Figure 8. Layout curvature data of the first Arizona roundabout. (The width of the line in the center graph corresponds to the radius of curvature shown in the bottom graph.)

 

An illustration shows a bird’s eye view of a roundabout layout with red dots marking a vehicle’s path through the roundabout.
Figure 9. Layout of the first Maryland roundabout.

 

Two graphs are stacked on top of each other with numbers from one to six marking the same point on both graphs.  The top graph is labeled X position (ft) on the x-axis, and Y position (ft) on the y-axis. The X position runs from 0 to 2,500 in increments of 500. The Y position runs from -600 to 0 in increments of 200. The graph takes a steady decline from the 0 starting point as the X position reaches 500, with the Y position falling to -150. The data continues to steadily fall until reaching the bottom at an X position of approximately 1,250 and a Y position of almost -600. The data then remains around 500-600 on the Y position from 1,250 to 2,500 on the X position. The bottom graph plots distance on the x-axis against curvature on the y-axis. The distance corresponds with the graph above and the curvature ranges from 0.0000 to 0.0125 in increments of 0.0025. The curvature remains below 0.0050 from 0 to just over 1,000 distance. It then spikes up to 0.0125 before falling back down again from approximately 1,500 until 2,500.
Figure 10. Layout curvature data of the first Maryland roundabout. (The width of the line in the center graph corresponds to the radius of curvature shown in the bottom graph.).

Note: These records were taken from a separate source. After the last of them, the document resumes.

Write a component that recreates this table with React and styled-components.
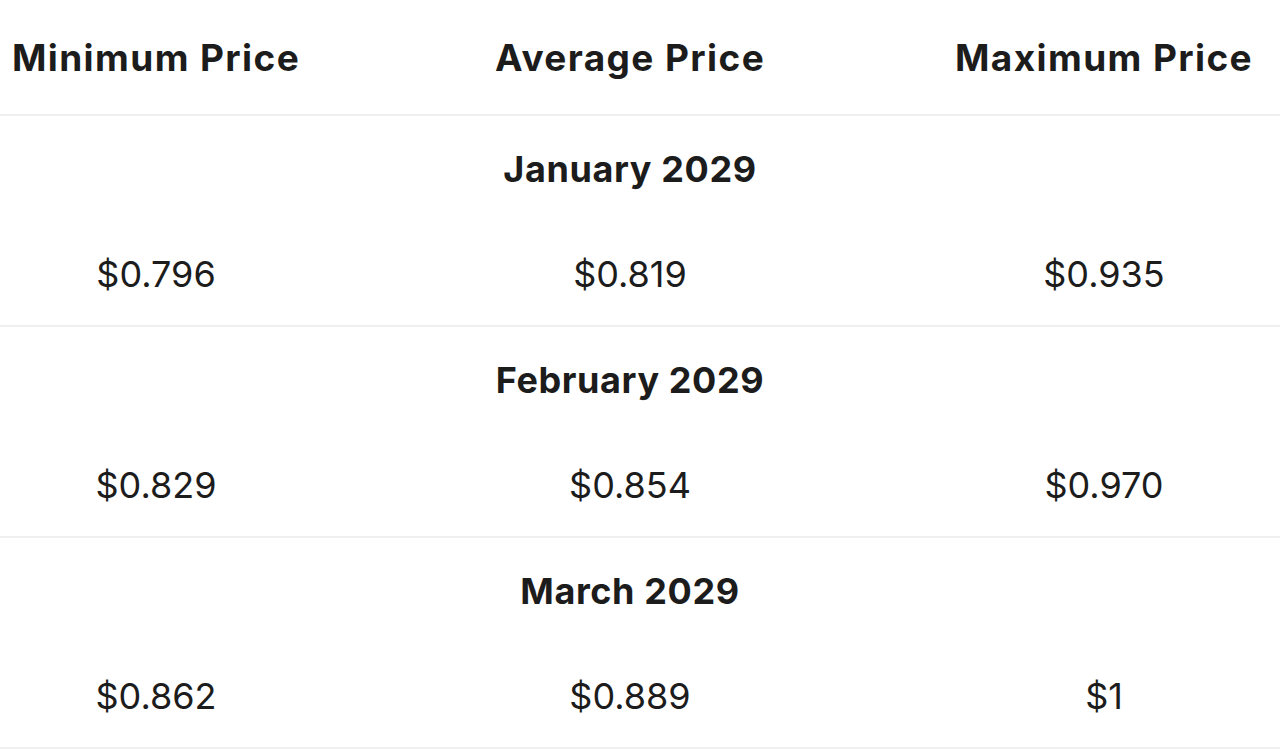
import React from 'react';
import styled, { createGlobalStyle } from 'styled-components';

const GlobalStyle = createGlobalStyle`
  body {
    margin: 0;
    background: #ffffff;
    font-family: "Inter", "DejaVu Sans", sans-serif;
    color: #1c1c1c;
  }
`

const months = [
    { name: 'January 2029', min: '$0.796', avg: '$0.819', max: '$0.935' },
    { name: 'February 2029', min: '$0.829', avg: '$0.854', max: '$0.970' },
    { name: 'March 2029', min: '$0.862', avg: '$0.889', max: '$1' },
]

const App = () => {
    return (
        <>
            <GlobalStyle />
            <Table>
                <HeadRow>
                    <HeadCell>Minimum Price</HeadCell>
                    <HeadCell>Average Price</HeadCell>
                    <HeadCell>Maximum Price</HeadCell>
                </HeadRow>
                {months.map((m) => (
                    <MonthBlock key={m.name}>
                        <MonthTitle>{m.name}</MonthTitle>
                        <PriceRow>
                            <Price>{m.min}</Price>
                            <Price>{m.avg}</Price>
                            <Price>{m.max}</Price>
                        </PriceRow>
                    </MonthBlock>
                ))}
            </Table>
        </>
    );
};

export default App;

const Table = styled.div`
    width: 1280px;
    height: 750px;
    overflow: hidden;
`

const HeadRow = styled.div`
    display: grid;
    grid-template-columns: 312px 636px 312px;
    align-items: center;
    height: 114px;
    padding-right: 20px;
    border-bottom: 2px solid #efefef;
`

const HeadCell = styled.div`
    text-align: center;
    font-weight: 700;
    font-size: 37px;
    letter-spacing: 1.4px;
    white-space: nowrap;
`

const MonthBlock = styled.div`
    display: flex;
    flex-direction: column;
    height: 209px;
    padding-right: 20px;
    border-bottom: 2px solid #efefef;
`

const MonthTitle = styled.div`
    height: 106px;
    display: flex;
    align-items: center;
    justify-content: center;
    font-weight: 700;
    font-size: 36px;
    letter-spacing: 0.6px;
`

const PriceRow = styled.div`
    display: grid;
    grid-template-columns: 312px 636px 312px;
    align-items: center;
    flex: 1;
`

const Price = styled.div`
    text-align: center;
    font-size: 36px;
    font-weight: 400;
`
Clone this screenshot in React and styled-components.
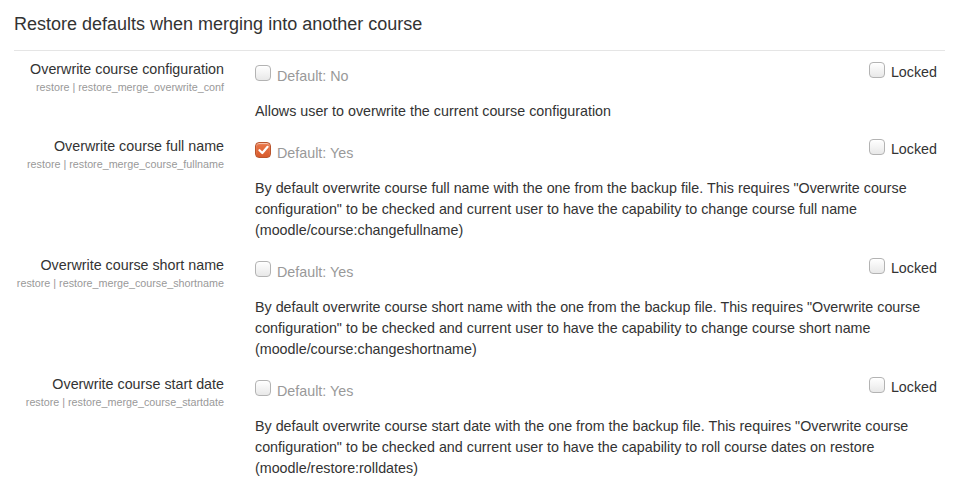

Model-based transformations aim to directly relate driver behavior observed in the simulator to behavior on the actual roadway. A transformation is made possible by first estimating those model parameters that produce the speed trajectories observed on the road; however, the limited on-road data available for this project make such estimates difficult. The researchers estimated the model parameters for each simulator configuration based on the data collected from the simulators. The resulting parameters reflected how simulator characteristics influence driver behavior. The model can then transform the simulator and estimate roadway data by adjusting the model parameters using a scaling parameter based on the ratio of the roadway parameter to the simulator parameter. This method is subsequently able to describe differences in how drivers negotiate curves through parameters of a dynamic driver model. These parameters can provide a more diagnostic and generalizable description of how driving in the simulator differs from driving on the road. The resulting practical utility of this contribution is that it can be used to transform speed observed in the simulator to speed observed on the road.